Are you always looking for good people?

For a number of years now the industry has grown increasingly concerned about the growing shortage of talent. The effects are being felt in all sizes of companies, in all business sectors and in most career fields. Has this affected your hiring?

Fewer young people are being drawn into the industry in most areas. This has been particularly evident in the engineering and aircraft maintenance areas, but other skills exhibit the problem as well. In an era when a person can make as much money managing a fast food restaurant with six months’ experience as they can as a licensed mechanic with 5 years experience, it is no wonder that such a problem exists.
Senior people who have comprised the backbone of the industry for the last few decades are retiring. During the cost cutting 90’s the idea of offering enhanced retirement packages to employees seemed like an effective way to reduce costs. What wasn’t noticed at the time was that shrinking career opportunities combined with the knowledge exodus was creating a knowledge vacuum that will take years, perhaps decades to fill.

Many mid-level people are leaving for the glamour and fortune promised by the dot-com industry. Whether in software development, hardware design, production or servicing the information/communication industries are offering more exiting opportunities and far more enticing rewards than aerospace.

This series of Questions for Good Business will focus on the growing problem of obtaining and keeping good people in aerospace. Unlike previous questions in this series, the questions that face us here are often ones which cannot be resolved through individual action alone. To address these questions, it will be important to look both at the efforts we make individually and at the ones we make as an industry.
 

 

Where have all the bright young minds gone?

Young people grow up and make their choices based on many factors. Career choices are driven by the influences of their parents, their friends, their teachers and by preferences and choices that they make regarding their self image and personal desires. Increasingly we are seeing that these choices are leading people away from aviation as a career field. Particularly in the technical areas, the number and caliber of people coming into aviation is declining. Competition from more lucrative and more attractive industries is the primary culprit.

At a time when even a premier name company like Boeing sees a work force in which 93% of its employees are over 30 considerations like job quality become critical. At the same time, a company like Southwest Airlines, renown as one of the best places to work in the country has difficulty finding qualified candidates.

Have you evaluated how well you pay your employees relative to what they could make elsewhere? We regularly compare our compensation packages with our competitors and other related businesses. But as the disparity between what this industry offers and what others do increases, the real threat to recruiting lies in completely different industries, particularly the high tech areas of communications and computing.

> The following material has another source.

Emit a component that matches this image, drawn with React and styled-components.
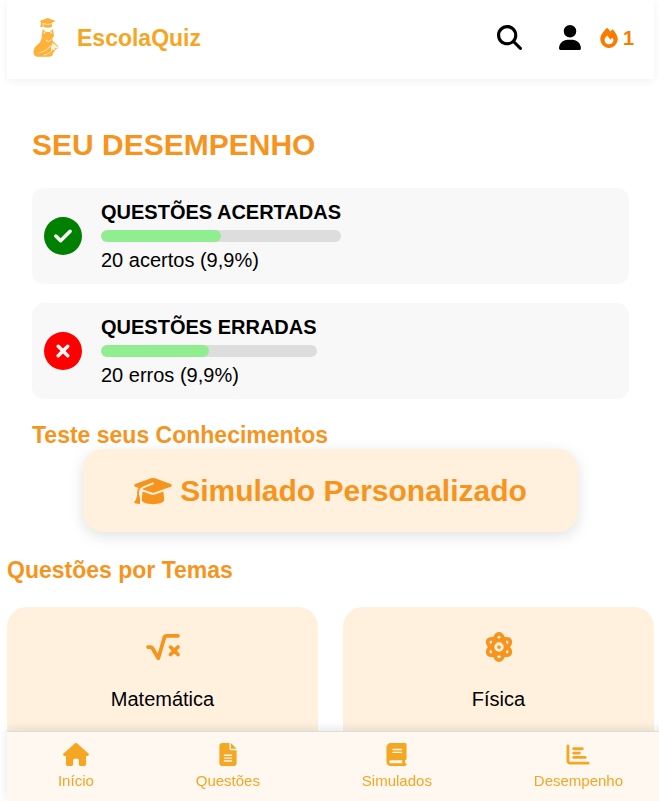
import React from "react";
import styled, { createGlobalStyle } from "styled-components";
import {
  FaMagnifyingGlass,
  FaUser,
  FaFire,
  FaCircleCheck,
  FaCircleXmark,
  FaGraduationCap,
  FaSquareRootVariable,
  FaAtom,
  FaHouse,
  FaFileLines,
  FaBook,
  FaChartBar,
} from "react-icons/fa6";

const GlobalStyle = createGlobalStyle`
  *, *::before, *::after { box-sizing: border-box; }
  body {
    margin: 0;
    background: #fff;
    color: #000;
    font-family: "Liberation Sans", Arial, sans-serif;
    font-size: 20px;
    line-height: 24px;
    overflow: hidden;
  }
  h1, h2, h3, p { margin: 0; }
  button { font-family: inherit; }
  svg { display: block; flex-shrink: 0; }
`;

const Page = styled.div`
  height: 100vh;
  overflow: hidden;
  padding: 0 5px 0 7px;
`;

const Glyph = styled.span`
  display: block;
  flex-shrink: 0;

  svg {
    width: ${(p) => p.$width}px;
    height: ${(p) => p.$height}px;
  }
`;

const Header = styled.header`
  display: flex;
  align-items: center;
  justify-content: space-between;
  height: 79px;
  padding: 0 20px 4px 26px;
  background: #fff;
  box-shadow: 0 2px 8px rgba(0, 0, 0, 0.06);
`;

const Brand = styled.a`
  display: flex;
  align-items: center;
  gap: 18px;
  color: #f5a623;
  font-size: 23px;
  font-weight: bold;
  text-decoration: none;
`;

const Actions = styled.div`
  display: flex;
  align-items: center;
`;

const IconButton = styled.button`
  display: flex;
  margin: 0;
  margin-right: ${(p) => p.$after}px;
  padding: 0;
  border: 0;
  background: none;
  color: #000;
  cursor: pointer;
`;

const Streak = styled.span`
  display: flex;
  align-items: center;
  gap: 5px;
  color: #f97c00;
  font-weight: bold;
`;

const Performance = styled.section`
  display: flex;
  flex-direction: column;
  padding: 48px 25px 0;
`;

const PageTitle = styled.h1`
  margin-bottom: 25px;
  color: #f7941d;
  font-size: 30px;
  line-height: 36px;
`;

const ScoreList = styled.div`
  display: grid;
  gap: 19px;
`;

const ScoreCard = styled.article`
  display: flex;
  align-items: center;
  gap: 19px;
  padding: 12px;
  border-radius: 12px;
  background: #f8f8f8;
`;

const ScoreIcon = styled(Glyph)`
  color: ${(p) => p.$color};
`;

const ScoreTitle = styled.h3`
  font-size: 20px;
  line-height: 24px;
`;

const Track = styled.div`
  height: 12px;
  margin: 6px 0;
  border-radius: 6px;
  background: #ddd;
  overflow: hidden;
`;

const Fill = styled.div`
  height: 100%;
  border-radius: 6px;
  background: #90ee90;
`;

const SectionTitle = styled.h2`
  color: #f7941d;
  font-size: 23px;
  line-height: 28px;
`;

const Practice = styled.section`
  padding: 22px 25px 24px;
`;

const PracticeButton = styled.button`
  display: flex;
  align-items: center;
  gap: 8px;
  margin: 0 auto;
  padding: 24px 51px;
  border: 0;
  border-radius: 20px;
  background: #fff1de;
  box-shadow: 0 4px 15px rgba(0, 0, 0, 0.12);
  color: #f7941d;
  font-size: 30px;
  font-weight: bold;
  line-height: 35px;
  cursor: pointer;
`;

const ThemeGrid = styled.div`
  display: grid;
  grid-template-columns: 1fr 1fr;
  gap: 25px;
  margin-top: 23px;
`;

const ThemeCard = styled.button`
  display: flex;
  flex-direction: column;
  align-items: center;
  gap: 25px;
  padding: 25px 25px 50px;
  border: 0;
  border-radius: 20px;
  background: #fff1de;
  color: #000;
  font-size: 20px;
  line-height: 24px;
  cursor: pointer;

  ${Glyph} {
    color: #f7941d;
  }
`;

const BottomNav = styled.nav`
  position: fixed;
  right: -15px;
  bottom: 0;
  left: 7px;
  display: flex;
  justify-content: space-around;
  height: 70px;
  padding-top: 11px;
  border-top: 1px solid #ddd;
  background: #fff8f0;
  box-shadow: 0 -2px 10px rgba(0, 0, 0, 0.1);
`;

const NavLink = styled.a`
  display: flex;
  flex-direction: column;
  align-items: center;
  gap: 5px;
  color: #f5a623;
  font-size: 15px;
  line-height: 20px;
  text-decoration: none;
`;

function FoxLogo() {
  return (
    <svg width="26" height="39" viewBox="38 22 78 117" aria-hidden="true">
      <g fill="#fdb138">
        <path d="M58 31 82 22 106 31 95 36V48Q82 54 69 48V37L66 36 68 49H60L62 34Z" />
        <path d="M67 55 77 64H88L98 55 101 76 95 84 84 92 72 86 64 78Z" />
        <path d="M64 78 82 92 96 84C96 94 104 96 110 103L115 112C106 113 103 124 96 129L98 133Q94 138 84 138H50C38 136 38 124 42 113C47 102 64 98 64 78Z" />
      </g>
      <path
        d="M94 96C100 98 106 100 110 107L115 112 104 113 102 120 97 116 93 124 91 106 96 104Z"
        fill="#fff"
        opacity="0.85"
      />
      <path
        d="M90 104Q86 118 54 128M92 122Q86 131 70 134M76 89 84 93 92 88"
        fill="none"
        stroke="#fff"
        strokeWidth="2"
      />
      <path d="m70 61 6 6-5 2Zm25 0-6 6 5 2Z" fill="#fff" />
      <path
        d="M71 38Q82 44 94 38M97 97Q106 100 113 108"
        fill="none"
        stroke="#fdb138"
        strokeWidth="2"
      />
      <path d="M70 39Q82 44 95 39" fill="none" stroke="#fff" strokeWidth="2" />
    </svg>
  );
}

const scores = [
  { title: "QUESTÕES ACERTADAS", text: "20 acertos (9,9%)", Icon: FaCircleCheck, color: "#008000", fill: 50 },
  { title: "QUESTÕES ERRADAS", text: "20 erros (9,9%)", Icon: FaCircleXmark, color: "#ff0000", fill: 50 },
];

const themes = [
  { label: "Matemática", Icon: FaSquareRootVariable, width: 34 },
  { label: "Física", Icon: FaAtom, width: 30 },
];

const navItems = [
  { label: "Início", Icon: FaHouse, width: 26 },
  { label: "Questões", Icon: FaFileLines, width: 18 },
  { label: "Simulados", Icon: FaBook, width: 21 },
  { label: "Desempenho", Icon: FaChartBar, width: 24 },
];

export default function App() {
  return (
    <>
      <GlobalStyle />
      <Page>
        <Header>
          <Brand href="#">
            <FoxLogo />
            EscolaQuiz
          </Brand>
          <Actions>
            <IconButton type="button" aria-label="Buscar" $after={37}>
              <Glyph $width={25} $height={25}>
                <FaMagnifyingGlass />
              </Glyph>
            </IconButton>
            <IconButton type="button" aria-label="Perfil" $after={19}>
              <Glyph $width={22} $height={25}>
                <FaUser />
              </Glyph>
            </IconButton>
            <Streak>
              <Glyph $width={18} $height={20}>
                <FaFire />
              </Glyph>
              1
            </Streak>
          </Actions>
        </Header>

        <main>
          <Performance>
            <PageTitle>SEU DESEMPENHO</PageTitle>
            <ScoreList>
              {scores.map(({ title, text, Icon, color, fill }) => (
                <ScoreCard key={title}>
                  <ScoreIcon $color={color} $width={38} $height={38}>
                    <Icon />
                  </ScoreIcon>
                  <div>
                    <ScoreTitle>{title}</ScoreTitle>
                    <Track>
                      <Fill style={{ width: `${fill}%` }} />
                    </Track>
                    <p>{text}</p>
                  </div>
                </ScoreCard>
              ))}
            </ScoreList>
          </Performance>

          <Practice>
            <SectionTitle>Teste seus Conhecimentos</SectionTitle>
            <PracticeButton type="button">
              <Glyph $width={38} $height={30}>
                <FaGraduationCap />
              </Glyph>
              Simulado Personalizado
            </PracticeButton>
          </Practice>

          <section>
            <SectionTitle>Questões por Temas</SectionTitle>
            <ThemeGrid>
              {themes.map(({ label, Icon, width }) => (
                <ThemeCard type="button" key={label}>
                  <Glyph $width={width} $height={30}>
                    <Icon />
                  </Glyph>
                  {label}
                </ThemeCard>
              ))}
            </ThemeGrid>
          </section>
        </main>
      </Page>

      <BottomNav>
        {navItems.map(({ label, Icon, width }) => (
          <NavLink href="#" key={label}>
            <Glyph $width={width} $height={23}>
              <Icon />
            </Glyph>
            {label}
          </NavLink>
        ))}
      </BottomNav>
    </>
  );
}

Do you actively promote the image of our industry to the general public? Aviation is no longer a glamour industry. As a result, it is at a competitive disadvantage when it comes to recruiting bright young people. Industry wide efforts are needed to improve the image of aviation and make it once again an exciting and desirable career choice. Are you supporting greater efforts on the part of industry associations to improve our public image?

 

Where have all the experts gone?

Historically it has seemed that once people got into aerospace they stayed there. On the face of it this may sound good, but is it really? Part of the reason for this is the unique knowledge base that aviation requires. A lack of understanding of aviation’s uniqueness can make it difficult for people from other industries to enter in mid to upper level positions. Often times, our own attitudes about the uniqueness of aviation makes it virtually impossible for fresh talent from other industries to enter.

Talented people continue to leave aviation for careers in other fields. Some may be disenchanted with the opportunities they see, others are lured by greater earnings. They are not being replaced by experienced people from other industries. Because aviation doesn’t offer the attraction it once did, because its extensive initial and recurrent training requirements are prohibitive and because it discourages importing outside talent, the resources are not available.

Increasingly, industry experts are moving out on their own. Aviation has always had a large contingent of transient people. The job shoppers who have populated engineering and technical fields have been around for decades. More recently, the downsizing and restructuring that the industry underwent created many new opportunities for talented personnel to offer a wider range of services to former and prospective employers. The result is a consultant corps that possesses much of the industry’s collective talent.

Do you look outside of the industry for new talent? Do you cultivate the talent that you currently have? Do you use the industry’s knowledge base, its consultants, to both supplement the abilities and develop the talents of the people you have? These are the keys to maintaining a competitive edge.